Sensação de segurança está ligada ao imaginário, dizem especialistas
De cada comando da BM no Estado não foram retirados mais do que 10 homens, afirma a corporação. Mas esse número tem significados distintos em cidades diferentes. Isso porque a sensação de segurança, segundo o analista criminal e membro do Fórum Brasileiro de Segurança Guaracy Mingardi, está mais ligada ao imaginário do que à prática. Ele lembra uma pesquisa realizada na década de 1970 na Universidade de Kansas, nos Estados Unidos.

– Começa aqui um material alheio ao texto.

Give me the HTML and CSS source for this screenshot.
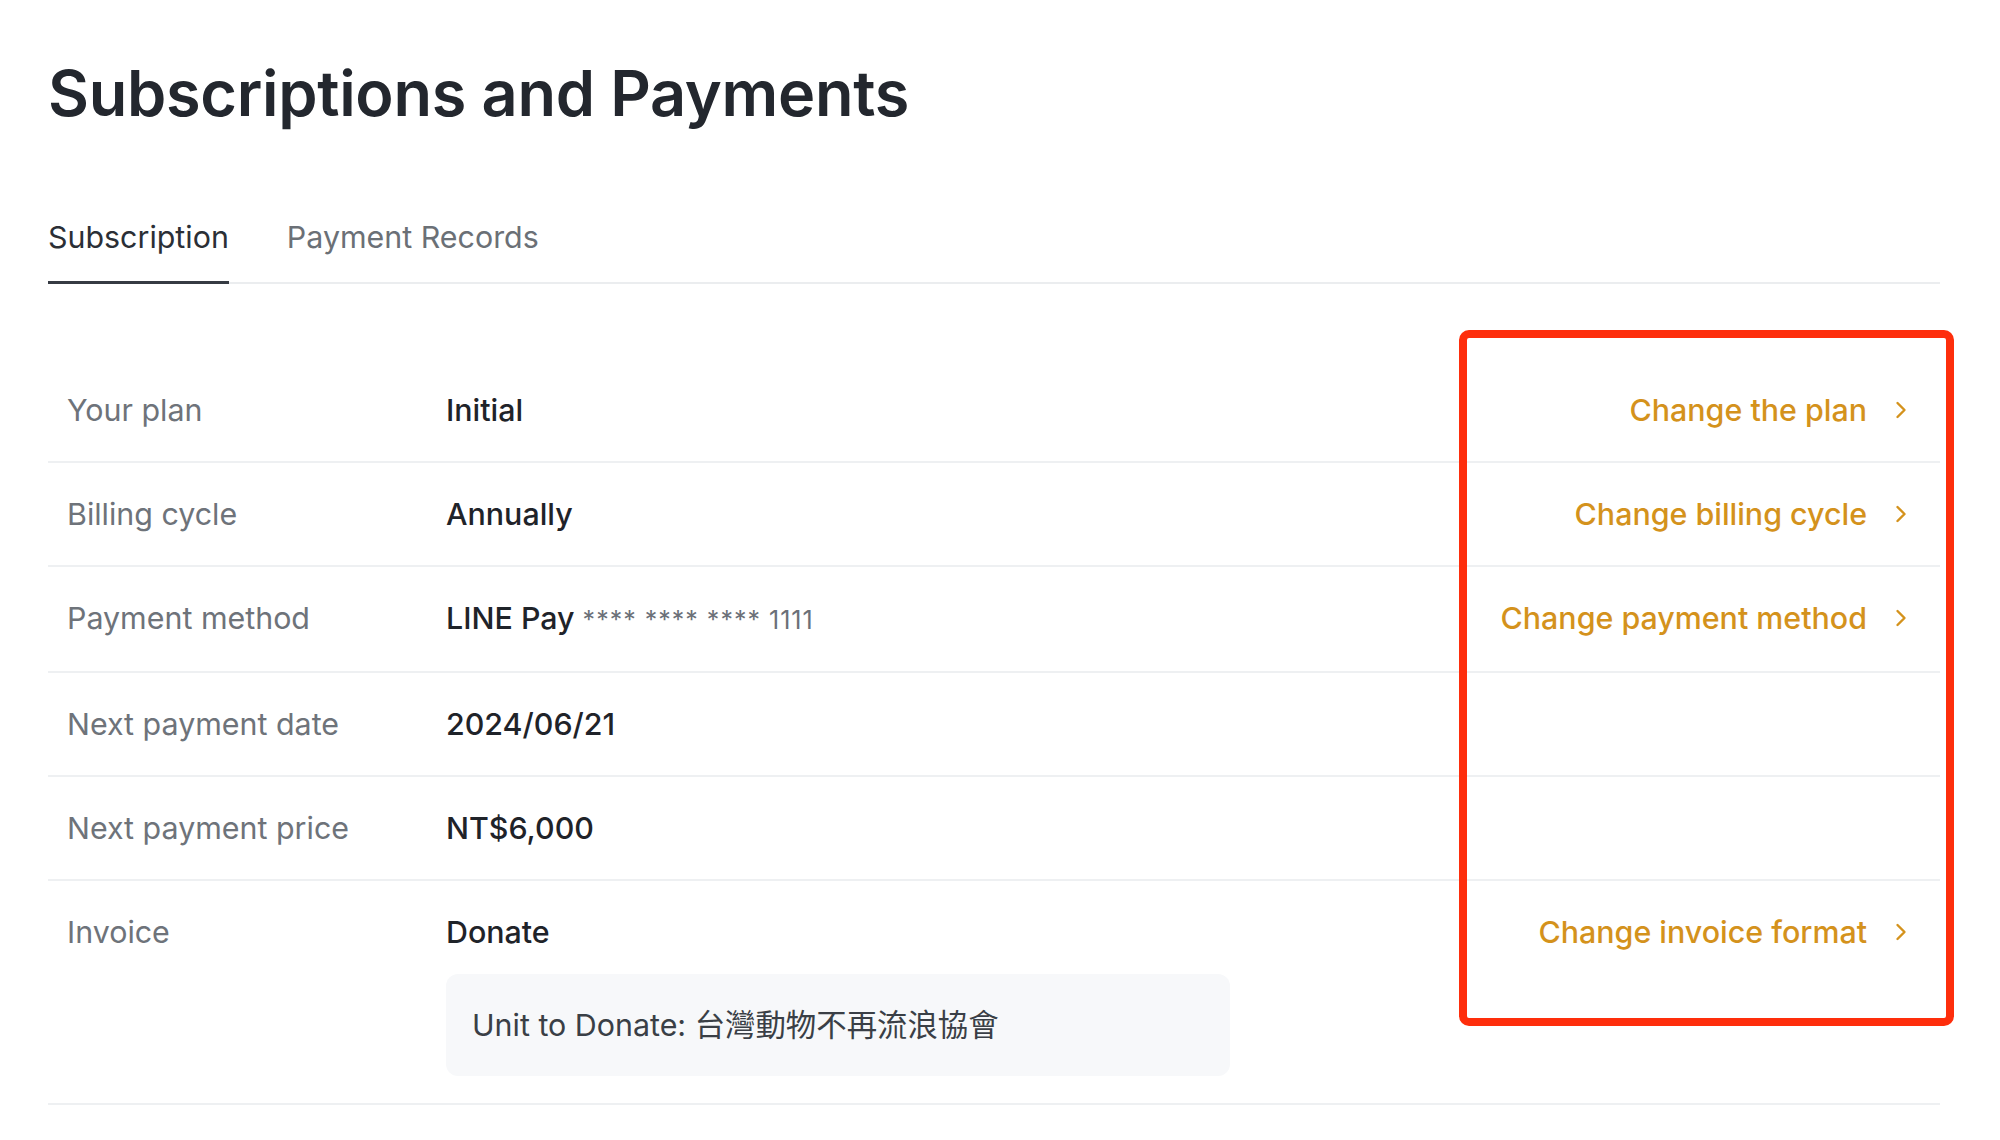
FILE: index.html
```html
<!DOCTYPE html>
<html>
	<head>
		<meta charset="UTF-8">
		<title>Subscriptions and Payments</title>
		<link rel="stylesheet" href="styles.css">
	</head>
	<body>
		<div id="page">
			<h1 class="title">Subscriptions and Payments</h1>

			<div class="tabs">
				<div class="tab active">Subscription</div>
				<div class="tab">Payment Records</div>
			</div>

			<div class="rows">
				<div class="row">
					<div class="label">Your plan</div>
					<div class="value">Initial</div>
					<a class="link" href="#">Change the plan <svg class="chev" viewBox="0 0 12 18"><path d="M2.5 2l7 7-7 7"/></svg></a>
				</div>
				<div class="row">
					<div class="label">Billing cycle</div>
					<div class="value">Annually</div>
					<a class="link" href="#">Change billing cycle <svg class="chev" viewBox="0 0 12 18"><path d="M2.5 2l7 7-7 7"/></svg></a>
				</div>
				<div class="row">
					<div class="label">Payment method</div>
					<div class="value">LINE Pay <span class="card">**** **** **** 1111</span></div>
					<a class="link" href="#">Change payment method <svg class="chev" viewBox="0 0 12 18"><path d="M2.5 2l7 7-7 7"/></svg></a>
				</div>
				<div class="row">
					<div class="label">Next payment date</div>
					<div class="value">2024/06/21</div>
				</div>
				<div class="row">
					<div class="label">Next payment price</div>
					<div class="value">NT$6,000</div>
				</div>
				<div class="row">
					<div class="label">Invoice</div>
					<div class="value">
						Donate
						<div class="donate-box">Unit to Donate: 台灣動物不再流浪協會</div>
					</div>
					<a class="link" href="#">Change invoice format <svg class="chev" viewBox="0 0 12 18"><path d="M2.5 2l7 7-7 7"/></svg></a>
				</div>
			</div>

			<div class="highlight"></div>
		</div>
	</body>
</html>
```

FILE: styles.css
```css
body {
	margin: 0;
	background: #fff;
	font-family: Inter, "Noto Sans", "Noto Sans CJK TC", sans-serif;
	color: #1f2329;
}

#page {
	position: relative;
	padding: 56px 60px 0 48px;
}

.title {
	margin: 0;
	font-size: 63px;
	line-height: 1.2;
	font-weight: 600;
	color: #23272e;
	letter-spacing: -0.3px;
}

.tabs {
	display: flex;
	gap: 58px;
	margin-top: 88px;
	border-bottom: 2px solid #ebedef;
}

.tab {
	font-size: 30.4px;
	line-height: 35px;
	color: #6b7076;
	padding-bottom: 26px;
	margin-bottom: -2px;
	border-bottom: 3px solid transparent;
}

.tab.active {
	color: #2b2f36;
	border-bottom-color: #363b43;
}

.rows {
	margin-top: 75px;
}

.row {
	display: grid;
	grid-template-columns: 379px 1fr auto;
	align-items: start;
	padding: 33px 33px 33px 19px;
	border-bottom: 2px solid #eef0f2;
	font-size: 30.4px;
	line-height: 36px;
}

.row:last-child {
	padding-bottom: 27px;
}

.label {
	color: #6e737a;
}

.value {
	color: #1f2329;
	font-weight: 500;
}

.card {
	font-size: 25px;
	letter-spacing: 1px;
	font-weight: 400;
	color: #6b7078;
}

.donate-box {
	width: 784px;
	box-sizing: border-box;
	margin-top: 24px;
	padding: 33px 26px 33px;
	border-radius: 12px;
	background: #f7f8fa;
	font-weight: 400;
	color: #3a3f46;
}

.link {
	display: flex;
	align-items: center;
	gap: 28px;
	color: #d4921c;
	font-weight: 500;
	text-decoration: none;
}

.chev {
	width: 12px;
	height: 18px;
	fill: none;
	stroke: #d4921c;
	stroke-width: 2.4;
	stroke-linecap: round;
	stroke-linejoin: round;
}

.highlight {
	position: absolute;
	left: 1459px;
	top: 330px;
	width: 495px;
	height: 696px;
	box-sizing: border-box;
	border: 8px solid #fe2e0c;
	border-radius: 10px;
}
```
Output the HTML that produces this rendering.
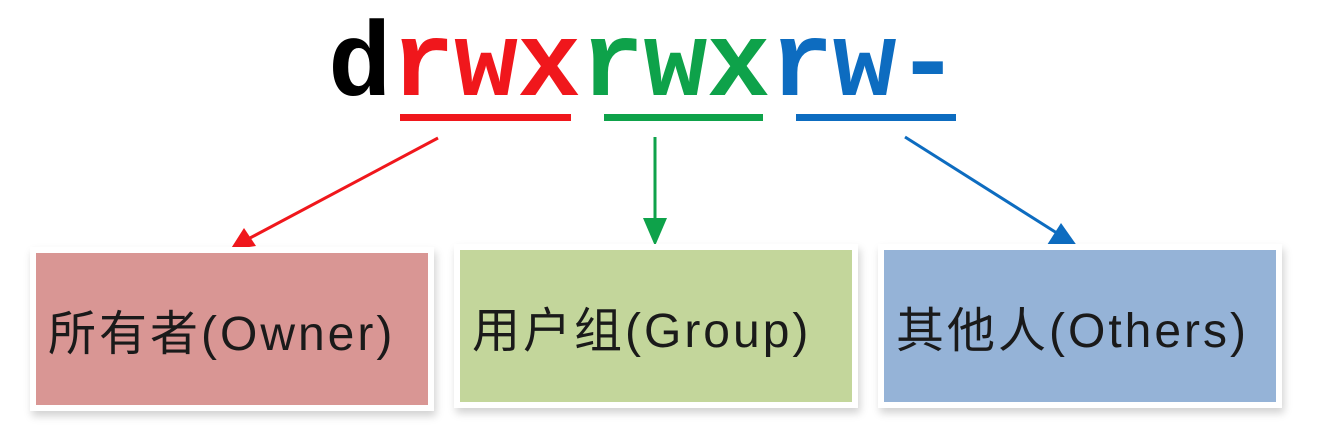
<!DOCTYPE html>
<html><head><meta charset="utf-8"><style>
html,body{margin:0;padding:0;background:#fff;}
body{width:1317px;height:437px;position:relative;overflow:hidden;}
.t{position:absolute;left:328px;top:2px;font-family:"Liberation Mono",monospace;font-weight:bold;font-size:106px;line-height:130px;letter-spacing:-0.5px;white-space:nowrap;}
.box{position:absolute;box-shadow:0 0 0 6px #fff,2px 5px 8px 6px rgba(0,0,0,0.18);font-family:"Liberation Sans","Noto Sans CJK SC",sans-serif;font-size:48px;letter-spacing:3px;color:#1a1a1a;line-height:164px;padding-left:12px;box-sizing:border-box;white-space:nowrap;}
</style></head><body>
<div class="t"><span style="color:#000">d</span><span style="color:#f0171c">rwx</span><span style="color:#0ea24a">rwx</span><span style="color:#0d6cc0">rw-</span></div>
<svg width="1317" height="437" style="position:absolute;left:0;top:0">
<rect x="400" y="114" width="171" height="7" fill="#f0171c"/>
<rect x="604" y="114" width="159" height="7" fill="#0ea24a"/>
<rect x="796" y="114" width="160" height="7" fill="#0d6cc0"/>
<line x1="438" y1="138" x2="250" y2="238" stroke="#f0171c" stroke-width="3"/>
<polygon points="230,250 244,228 256,246" fill="#f0171c"/>
<line x1="655" y1="137" x2="655" y2="222" stroke="#0ea24a" stroke-width="3"/>
<polygon points="643,218 667,218 655,246" fill="#0ea24a"/>
<line x1="905" y1="137" x2="1060" y2="235" stroke="#0d6cc0" stroke-width="3"/>
<polygon points="1080,250 1047,245 1061,223" fill="#0d6cc0"/>
</svg>
<div class="box" style="left:36px;top:253px;width:392px;height:152px;background:#d99694">所有者(Owner)</div>
<div class="box" style="left:460px;top:250px;width:392px;height:152px;background:#c3d69b">用户组(Group)</div>
<div class="box" style="left:884px;top:250px;width:392px;height:152px;background:#95b3d7">其他人(Others)</div>
</body></html>
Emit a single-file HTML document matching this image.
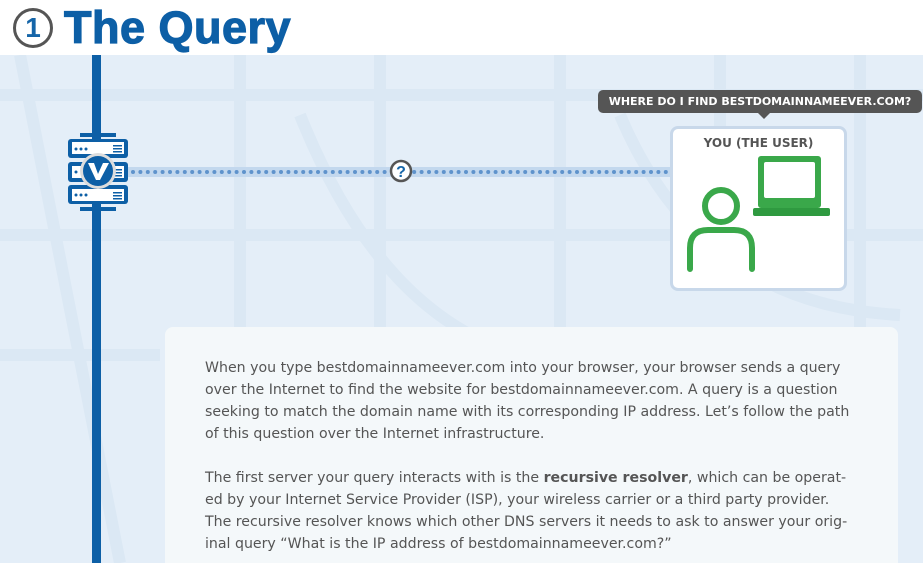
<!DOCTYPE html>
<html><head><meta charset="utf-8"><style>
*{margin:0;padding:0;box-sizing:border-box}
html,body{width:923px;height:563px;overflow:hidden}
body{background:#fff;position:relative;font-family:"DejaVu Sans","Liberation Sans",sans-serif}
.hdr{position:absolute;left:0;top:0;width:923px;height:55px;background:#fff}
.num{position:absolute;left:13px;top:8px;width:40px;height:40px;border:3px solid #555;border-radius:50%;color:#1565a8;font:bold 28px "Liberation Sans",sans-serif;text-align:center;line-height:34px}
.title{position:absolute;left:64px;top:0px;color:#0d5fa6;font:bold 45px "Liberation Sans",sans-serif;line-height:55px;letter-spacing:0.5px;-webkit-text-stroke:1.2px #0d5fa6}
.bg{position:absolute;left:0;top:55px;width:923px;height:508px;background:#e4eef8;overflow:hidden}
.vline{position:absolute;left:92px;top:55px;width:9px;height:508px;background:#0d5fa6}
.card{position:absolute;left:165px;top:327px;width:733px;height:260px;background:#f4f8fa;border-radius:8px}
.txt{position:absolute;left:205px;top:357px;color:#555;font-size:14.15px;line-height:22px;white-space:nowrap}
.bubble{position:absolute;left:598px;top:90px;width:324px;height:23px;background:#555;border-radius:5px;color:#fff;font-weight:bold;font-size:11px;text-align:center;line-height:23px}
.bubble:after{content:"";position:absolute;left:160px;top:23px;border:6px solid transparent;border-top-color:#555}
.user{position:absolute;left:670px;top:126px;width:177px;height:165px;background:#fff;border:3px solid #c8d8ea;border-radius:8px}
.ut{position:absolute;top:7px;width:100%;text-align:center;color:#555;font-weight:bold;font-size:12px}
</style></head><body>
<div class="hdr"><div class="num">1</div><div class="title">The Query</div></div>
<div class="bg">
<svg width="923" height="508" style="position:absolute;left:0;top:0" fill="none" stroke="#dbe8f4" stroke-width="12">
<path d="M0 40H923M0 180H923M0 300H160M240 0V508M380 0V300M560 0V300M720 0V80M860 0V508M20 0L120 508M300 60Q380 260 520 300M620 60Q700 250 900 260"/>
</svg>
</div>
<div class="vline"></div>
<svg style="position:absolute;left:0;top:0" width="923" height="563">
<rect x="125" y="167" width="545" height="10" fill="#c3d8ee"/>
<line x1="133" y1="172" x2="668" y2="172" stroke="#5f93cc" stroke-width="4" stroke-linecap="round" stroke-dasharray="0 7.4"/>
<circle cx="401" cy="171" r="10" fill="#fff" stroke="#555" stroke-width="2.5"/>
<text x="401" y="177" text-anchor="middle" font-family="Liberation Sans" font-weight="bold" font-size="16" fill="#1565a8">?</text>
<rect x="80" y="133" width="36" height="4" fill="#0d5fa6"/>
<rect x="80" y="207" width="36" height="4" fill="#0d5fa6"/>
<rect x="68" y="139" width="60" height="19" rx="3" fill="#0d5fa6"/>
<rect x="68" y="162" width="60" height="20" rx="3" fill="#0d5fa6"/>
<rect x="68" y="185" width="60" height="19" rx="3" fill="#0d5fa6"/>
<rect x="72" y="142" width="52" height="12" fill="#fff"/>
<rect x="72" y="166" width="52" height="12" fill="#fff"/>
<rect x="72" y="189" width="52" height="12" fill="#fff"/>
<g fill="#0d5fa6"><circle cx="76" cy="149" r="1.5"/><circle cx="81" cy="149" r="1.5"/><circle cx="86" cy="149" r="1.5"/><circle cx="76" cy="195" r="1.5"/><circle cx="81" cy="195" r="1.5"/><circle cx="86" cy="195" r="1.5"/><circle cx="76" cy="172" r="1.5"/>
<rect x="113" y="145" width="9" height="1.5"/><rect x="113" y="148" width="9" height="1.5"/><rect x="113" y="151" width="9" height="1.5"/><rect x="113" y="192" width="9" height="1.5"/><rect x="113" y="195" width="9" height="1.5"/><rect x="113" y="198" width="9" height="1.5"/><rect x="113" y="169" width="9" height="1.5"/><rect x="113" y="172" width="9" height="1.5"/><rect x="113" y="175" width="9" height="1.5"/></g>
<circle cx="98" cy="171" r="18" fill="#ddd"/>
<circle cx="98" cy="171" r="15" fill="#0d5fa6"/>
<path d="M88 163L96 180H100L109 163H103L98 174L94 163Z" fill="#fff"/>
</svg>
<div class="bubble">WHERE DO I FIND BESTDOMAINNAMEEVER.COM?</div>
<div class="user"><div class="ut">YOU (THE USER)</div>
<svg width="177" height="165" style="position:absolute;left:-3px;top:-3px" fill="none">
<rect x="88" y="30" width="63" height="52" rx="3" fill="#3aa84a"/>
<rect x="94" y="36" width="51" height="36" rx="2" fill="#fff"/>
<rect x="83" y="82" width="77" height="8" rx="2" fill="#2f9a40"/>
<g stroke="#3aa84a" stroke-width="6" stroke-linecap="round">
<circle cx="51" cy="80" r="16"/>
<path d="M20 143V122Q20 104 38 104H64Q82 104 82 122V143"/>
</g>
</svg></div>
<div class="card"></div>
<div class="txt">When you type bestdomainnameever.com into your browser, your browser sends a query<br>over the Internet to find the website for bestdomainnameever.com. A query is a question<br>seeking to match the domain name with its corresponding IP address. Let’s follow the path<br>of this question over the Internet infrastructure.<br><br>The first server your query interacts with is the <b>recursive resolver</b>, which can be operat-<br>ed by your Internet Service Provider (ISP), your wireless carrier or a third party provider.<br>The recursive resolver knows which other DNS servers it needs to ask to answer your orig-<br>inal query “What is the IP address of bestdomainnameever.com?”</div>
</body></html>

A experiência dividiu uma cidade em três áreas:
- Em uma, se aumentou o policiamento e a população foi avisada;
- Na segunda, o policiamento foi reduzido e os moradores nada ficaram sabendo;
-- Na terceira, mais policiais foram colocados nas ruas e a medida não foi divulgada.
Mingardi recorda que, nas áreas em que não se sabia da mudança, nada foi percebido - nem melhora, e nem piora. Mas onde se avisou sobre o aumento do efetivo, a população sentiu-se mais tranquila.
- A sensação de segurança depende muito mais do que é noticiado do que daquilo que acontece na prática. O crime profissional sabe que, se a polícia passou em um ponto em cinco minutos, não irá passar em 10 - explica.
O professor da Universidade Católica de Brasília e especialista em segurança pública Nelson Gonçalves diz que a sociedade se sente insegura quando não percebe que há uma ação efetiva das autoridades no emprego dos recursos.
- A sensação de insegurança funciona mais ou menos assim: as pessoas deixam de sair às ruas em determinado horário ou lugar não porque elas tenham sofrido algum crime, mas pelo simples fato de ouvir uma notícia ou um caso de alguém que foi vitimizado. O medo faz com que elas se inibam, enquanto a presença do aparato policial reduz essa sensação e intimida o crime.
Gonçalves defende a realocação de policiais com três condicionantes: que seja feito do modo certo, no lugar certo e pelas razões certas.
- Tem de ser onde o relatório de análise criminal indica uma necessidade de maior atenção por conta da maior incidência de crimes, e tem de ser planejado. Caso contrário, não vai funcionar - conclui.